In this study, we test the ability of pollen–climate calibration models to detect the signals of both primary and secondary climate variables, while controlling for two key sources of bias. First, we select minimally correlated primary and secondary variables, to ensure the independence of the pollen–climate calibration models. Second, we evaluate the models using a new CV approach, a variation on h-block CV6,8 that employs a variable radius. In this approach, the models are tested in several CV cycles while omitting samples from an increasingly large radius (h) around the test sample. In this way, model performance is evaluated with increasingly poor analogues available for the test sample in the calibration data, providing a strong test of the generality and robustness of the models. This approach also allows h to be customized to the dataset at hand, to find the optimal tradeoff between removing spatial autocorrelation effects and maximizing calibration dataset size. We prepare the models using pollen–climate calibration datasets (surface sediment pollen samples and modern climate data) from North America and Europe (Fig. 1). Finally, we test these models in palaeo-reconstructions using four fossil pollen datasets of the present (Holocene) and last interglacial (LIG) periods from North America and Europe (Fig. 1, Table 1). We use eight quantitative methods to prepare the calibration models (Table 2), with the five ML-based methods compared against three classical approaches (weighted averaging (WA), weighted averaging-partial least squares (WAPLS), and the modern analogue technique (MAT)). We show that the pollen–climate calibration models developed here perform well for both primary and secondary variables. Further, we find regression-tree-based ML approaches to consistently outperform other reconstruction methods.

Figure 1
figure 1

Modern and fossil pollen datasets in North America and Europe.
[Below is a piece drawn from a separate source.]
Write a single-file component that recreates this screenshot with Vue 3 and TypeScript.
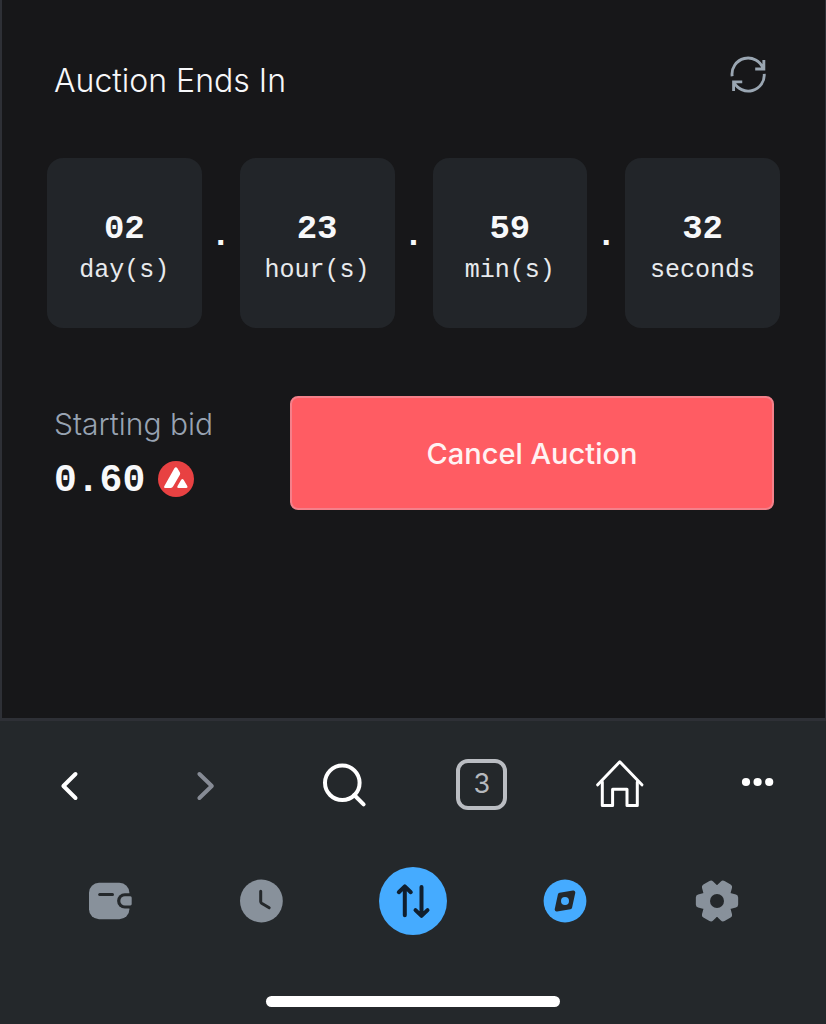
<script setup lang="ts">
interface Unit {
  value: string
  label: string
}

const units: Unit[] = [
  { value: '02', label: 'day(s)' },
  { value: '23', label: 'hour(s)' },
  { value: '59', label: 'min(s)' },
  { value: '32', label: 'seconds' },
]

// Six-toothed gear outline, centred on 24,24.
const gearPoints: string = Array.from({ length: 6 }, (_, tooth) =>
  [
    [-22, 13.4],
    [-11, 18.5],
    [11, 18.5],
    [22, 13.4],
    [30, 12.8],
  ]
    .map(([offset, radius]) => {
      const angle = ((tooth * 60 + offset) * Math.PI) / 180
      return `${(24 + radius * Math.cos(angle)).toFixed(2)},${(24 + radius * Math.sin(angle)).toFixed(2)}`
    })
    .join(' '),
).join(' ')
</script>

<template>
  <div class="screen">
    <main class="auction">
      <header class="heading">
        <h1>Auction Ends In</h1>
        <button class="bare" type="button" aria-label="Refresh">
          <svg class="line refresh" width="48" height="48" viewBox="-1 -1 50 50">
            <path d="M7.5 25.3A16.7 16.7 0 0 1 39.8 17.5M40.5 8.3V17.7H31.5" />
            <path d="M40.9 22.8A16.7 16.7 0 0 1 9.3 31.5M9 40.6V31.2H18" />
          </svg>
        </button>
      </header>

      <section class="countdown" aria-label="Time left">
        <template v-for="(unit, index) in units" :key="unit.label">
          <span v-if="index > 0" class="separator">.</span>
          <div class="unit">
            <strong>{{ unit.value }}</strong>
            <span>{{ unit.label }}</span>
          </div>
        </template>
      </section>

      <section class="bid">
        <div>
          <p class="bid-label">Starting bid</p>
          <p class="price">
            <span>0.60</span>
            <svg width="36" height="36" viewBox="0 0 36 36" role="img" aria-label="AVAX">
              <circle cx="18" cy="18" r="18" fill="#e84142" />
              <path
                d="M16.4 7.3Q17.9 5.3 19.4 7.3L21.9 11.6Q22.5 12.7 21.9 13.8L15.2 25.3Q14.3 26.9 12.8 27H7.6Q5.4 26.8 6.4 24.9ZM23.2 18.8Q24.4 17.2 25.6 18.8L29.4 25.2Q30 26.8 28.3 27H20.4Q18.6 26.8 19.4 25.2Z"
                fill="#fff"
              />
            </svg>
          </p>
        </div>
        <button class="cancel" type="button">Cancel Auction</button>
      </section>
    </main>

    <footer class="chrome">
      <nav class="browser-bar" aria-label="Browser">
        <button class="bare" type="button" aria-label="Back">
          <svg class="line back" width="48" height="48" viewBox="0 0 48 48">
            <path d="M30.5 14L18.4 26L30.5 38" />
          </svg>
        </button>
        <button class="bare" type="button" aria-label="Forward">
          <svg class="line forward" width="48" height="48" viewBox="0 0 48 48">
            <path d="M17.4 14L29.8 26L17.4 38" />
          </svg>
        </button>
        <button class="bare" type="button" aria-label="Search">
          <svg class="line search" width="48" height="48" viewBox="0 0 48 48">
            <circle cx="22.3" cy="22.8" r="17.3" />
            <path d="M34.2 35L43.6 44.4" />
          </svg>
        </button>
        <button class="tabs" type="button" aria-label="3 open tabs">3</button>
        <button class="bare" type="button" aria-label="Home">
          <svg class="line home" width="52" height="52" viewBox="0 0 52 52">
            <path d="M4.7 26.8L26.8 3.8L48.9 26.8" />
            <path d="M9.3 24V47.5H19.6V31.3H34V47.5H44.3V24" />
          </svg>
        </button>
        <button class="bare" type="button" aria-label="More">
          <svg width="48" height="48" viewBox="0 0 48 48" fill="#fff">
            <circle cx="13" cy="22" r="4.1" />
            <circle cx="24.6" cy="22" r="4.1" />
            <circle cx="36.2" cy="22" r="4.1" />
          </svg>
        </button>
      </nav>

      <nav class="app-bar" aria-label="Wallet">
        <button class="bare" type="button" aria-label="Wallet">
          <svg width="48" height="48" viewBox="0 0 48 48">
            <rect x="3" y="5.7" width="40.4" height="36.5" rx="10" fill="#88919b" />
            <path d="M46 16.2H38.8A7.7 7.7 0 0 0 38.8 31.6H46Z" fill="#24282b" />
            <path d="M44.4 19.2H39A4.7 4.7 0 0 0 39 28.6H44.4Q45.7 28.4 45.7 27V20.7Q45.7 19.3 44.4 19.2Z" fill="#88919b" />
            <path d="M13.7 17.4H26.5" class="line ink" />
          </svg>
        </button>
        <button class="bare" type="button" aria-label="Activity">
          <svg width="48" height="48" viewBox="0 0 48 48">
            <circle cx="24.4" cy="24" r="21.4" fill="#88919b" />
            <path d="M23.7 14.3V24.6Q23.7 25.6 24.6 26.2L32.2 30.8" class="line ink" />
          </svg>
        </button>
        <button class="bare" type="button" aria-label="Swap">
          <svg width="68" height="68" viewBox="0 0 68 68">
            <circle cx="34" cy="34" r="34" fill="#45abff" />
            <path d="M25.8 48.2V19.8M19.8 25.2L25.8 19.4L31.8 25.2M42.5 20V48.6M36.5 43.1L42.5 48.9L48.5 43.1" class="line swap" />
          </svg>
        </button>
        <button class="bare" type="button" aria-label="Browser" aria-current="page">
          <svg width="48" height="48" viewBox="0 0 48 48">
            <circle cx="24" cy="24" r="21.4" fill="#45abff" />
            <path d="M18.9 17.8L32.3 15.5L29.1 30.2L15.7 32.5Z" class="needle" />
            <circle cx="24" cy="24" r="4" fill="#45abff" />
          </svg>
        </button>
        <button class="bare" type="button" aria-label="Settings">
          <svg width="48" height="48" viewBox="-1 0 48 48">
            <polygon :points="gearPoints" class="gear" />
            <circle cx="24" cy="24" r="7" fill="#24282b" />
          </svg>
        </button>
      </nav>

      <div class="home-indicator"></div>
    </footer>
  </div>
</template>

<style>
body {
  margin: 0;
  background: #171719;
}
</style>

<style scoped>
* {
  box-sizing: border-box;
}

.screen {
  display: flex;
  flex-direction: column;
  min-height: 100vh;
  background: #171719;
  color: #f7f8fa;
  font-family: Inter, "Liberation Sans", sans-serif;
}

button {
  font: inherit;
  color: inherit;
  cursor: pointer;
}

svg {
  display: block;
}

.bare {
  display: flex;
  padding: 0;
  border: 0;
  background: none;
}

.line {
  fill: none;
  stroke: #fff;
  stroke-width: 4;
  stroke-linecap: round;
  stroke-linejoin: round;
}

.auction {
  flex: 1;
  padding: 51px 45px 48px;
  border: solid #2e3036;
  border-width: 0 1px 3px 2px;
}

.heading {
  display: flex;
  justify-content: space-between;
  align-items: flex-start;
  padding: 0 8px 0 7px;
}

h1 {
  margin: 0;
  font-size: 32px;
  font-weight: 300;
  line-height: 60px;
}

.refresh {
  stroke: #9aa6b2;
  stroke-width: 3;
  stroke-linecap: butt;
  stroke-linejoin: miter;
}

.countdown {
  display: grid;
  grid-template-columns: 1fr 38px 1fr 38px 1fr 38px 1fr;
  margin-top: 47px;
  font-family: "Liberation Mono", monospace;
}

.unit {
  display: flex;
  flex-direction: column;
  align-items: center;
  padding: 49px 0 37px;
  border-radius: 16px;
  background: #222529;
}

.unit strong {
  font-size: 34px;
  line-height: 44px;
}

.unit span {
  color: #e8eaed;
  font-size: 25px;
  line-height: 40px;
}

.separator {
  align-self: center;
  padding-bottom: 14px;
  font-size: 34px;
  font-weight: 700;
  line-height: 44px;
  text-align: center;
}

.bid {
  display: grid;
  grid-template-columns: 236px 1fr;
  margin-top: 68px;
  padding: 0 6px 0 7px;
}

p {
  margin: 0;
}

.bid-label {
  color: #98a3b2;
  font-size: 30px;
  font-weight: 300;
  line-height: 56px;
}

.price {
  display: flex;
  align-items: center;
  gap: 13px;
  font-family: "Liberation Mono", monospace;
  font-size: 38px;
  font-weight: 700;
  line-height: 50px;
}

.price span {
  padding-top: 4px;
}

.cancel {
  height: 114px;
  border: 2px solid #f4808a;
  border-radius: 8px;
  background: #ff5c63;
  color: #fff2f3;
  font-size: 29px;
  font-weight: 500;
}

.chrome {
  display: flow-root;
  background: #24282b;
}

.browser-bar {
  display: grid;
  grid-template-columns: repeat(6, 1fr);
  place-items: center;
  height: 126px;
}

.forward {
  stroke: #868b95;
}

.home {
  stroke-width: 3;
}

.tabs {
  width: 51px;
  height: 51px;
  padding: 0;
  border: 4px solid #babdc2;
  border-radius: 12px;
  background: none;
  color: #b6b9be;
  font-size: 27px;
  line-height: 40px;
}

.app-bar {
  display: grid;
  grid-template-columns: repeat(5, 1fr);
  place-items: center;
  height: 108px;
  padding: 0 34px;
}

.ink {
  stroke: #24282b;
  stroke-width: 3;
}

.swap {
  stroke: #101f2e;
}

.needle {
  fill: #24282b;
  stroke: #24282b;
  stroke-width: 4;
  stroke-linejoin: round;
}

.gear {
  fill: #88919b;
  stroke: #88919b;
  stroke-width: 6;
  stroke-linejoin: round;
}

.home-indicator {
  width: 294px;
  height: 11px;
  margin: 41px auto 17px;
  border-radius: 6px;
  background: #fff;
}
</style>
Table 1 Fossil pollen datasets used for the study.
Table 2 Modelling tools used and their parameterization.

Results

Variable selection

We choose mean July temperature (Tjul; Fig. 2a) as the primary reconstructed variable for both North America and Europe, due to the strong effect of this variable on calibration species data variation. The secondary reconstructed variables used differ between North America and Europe, due to the different cross-correlation structures between climate variables on the two continents. Most notably, in North America summer and winter temperature related variables are strongly correlated, while in Europe they are not. We thus select mean January temperature (Tjan; Fig. 2b) as the secondary variable to be reconstructed in Europe, however in North America water balance (Fig. 2c), i.e. the difference between the total annual precipitation and evapotranspiration24, is reconstructed. These secondary variables are known to be ecologically important with respect to affecting plant distributions and abundances and each has a low correlation with the primary reconstructed variable Tjul (Fig. 2d).

Figure 2
figure 2

Spatial distribution and correlation of reconstructed variables. The maps show the modern values for (a) July mean air temperature (Tjul), (b) January mean air temperature (Tjan), and (c) Annual water balance. Panel (d) shows observed values and the Spearman correlation (ρ) for the reconstructed climate variables for the European and North American pollen–climate calibration datasets.

Cross-validations

Transitioning from leave-one-out CV (h = 0) to a small h of 100–200 km produces an initial decrease in model performance, indicated by an increase in RMSEP (Fig. 3a,b). This is expected from earlier h-block experiments6,7,8,26, due to the removal of pseudo-replicate samples that closely resemble the test sample due to spatial autocorrelation in nuisance variables. This initial decrease in performance varies between methods and is especially noteworthy for MAT in Europe, where MAT is the best-performing method in leave-one-out CV, but falls behind the best-performing methods with increasing h (Fig. 3a,b). At intermediate h values (~200–1000 km), prediction performance decreases only gradually, and the relative performance of the methods remains largely unchanged. At large h values (>~1000 km) model performance markedly deteriorates (Fig. 3a,b), as the number (Fig. 3c) and quality (Fig. 3d) of available analogues in the calibration data worsens. As at small h values, this deterioration is larger for some methods, particularly MAT and neural networks (NNET, ELM), compared to unimodal transfer functions (WA, WA-PLS) and regression tree ensembles (RF, BRT, ETREES) which perform better in prediction with poor analogues.

Figure 3
figure 3

Cross-validation (CV) results. Results are shown with a series of h-block CV’s, with h increasing from 0 to 1500 km at 100 km increments (note: h = 0 is equivalent to leave-one-out CV). Orange bars indicate the best h, estimated based on the range of a variogram fitted to the residuals of a weighted averaging (WA) model. (a) Root-mean-square error of prediction (RMSEP) for the primary variable in North America and Europe (July mean temperature). (b) RMSEP for the secondary variable (water balance in North America, January mean temperature in Europe). (c) Loss of calibration data in CV models, shown for individual sites and as the median for all sites. (d) Compositional distance (squared chord distance) to best pollen analogue in CV models, shown for individual sites and as the median for all sites.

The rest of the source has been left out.